The proposed controllers incorporate the combined dynamics of the UAV base and the serial
arm, and properly account for the two degrees of under-actuation in the plane of the
propellers. The algorithms develop and employ the second-order nonholonomic constraints
to numerically determine motion references for the dependent DOFs which are consistent with the motion constraints. This is a unique feature of the motion control algorithms
in this thesis which sets them apart from all other prior work in the literature of UAVmanipulators.

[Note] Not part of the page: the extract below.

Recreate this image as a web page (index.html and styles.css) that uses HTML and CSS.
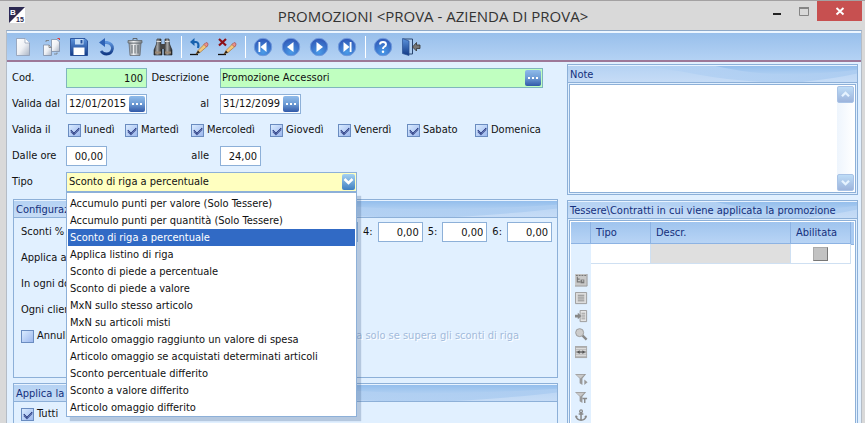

The control developments follow the so-called method of virtual decomposition,
which by employing a Newtonian formulation of the UAV-Manipulator dynamics,
sidesteps the complexities associated with the derivation and parametrization of a lumped
Lagrangian dynamics model. The algorithms are guaranteed to produce feasible control
commands as the constraints associated with the under-actuation are explicitly considered
in the control calculations. A method is proposed to handle possible kinematic redundancy
in the presence of second-order motion constraints. The control design is also extended to
include the propeller dynamics, for cases that such dynamics may significantly impact the
system response. A Lyapunov analysis demonstrates the stability of the overall system and
the convergence of the motion tracking errors. Experimental results with an octo-copter integrated with a 3 DOF robotic manipulator show the effectiveness of the proposed control strategies. / Thesis / Doctor of Philosophy (PhD)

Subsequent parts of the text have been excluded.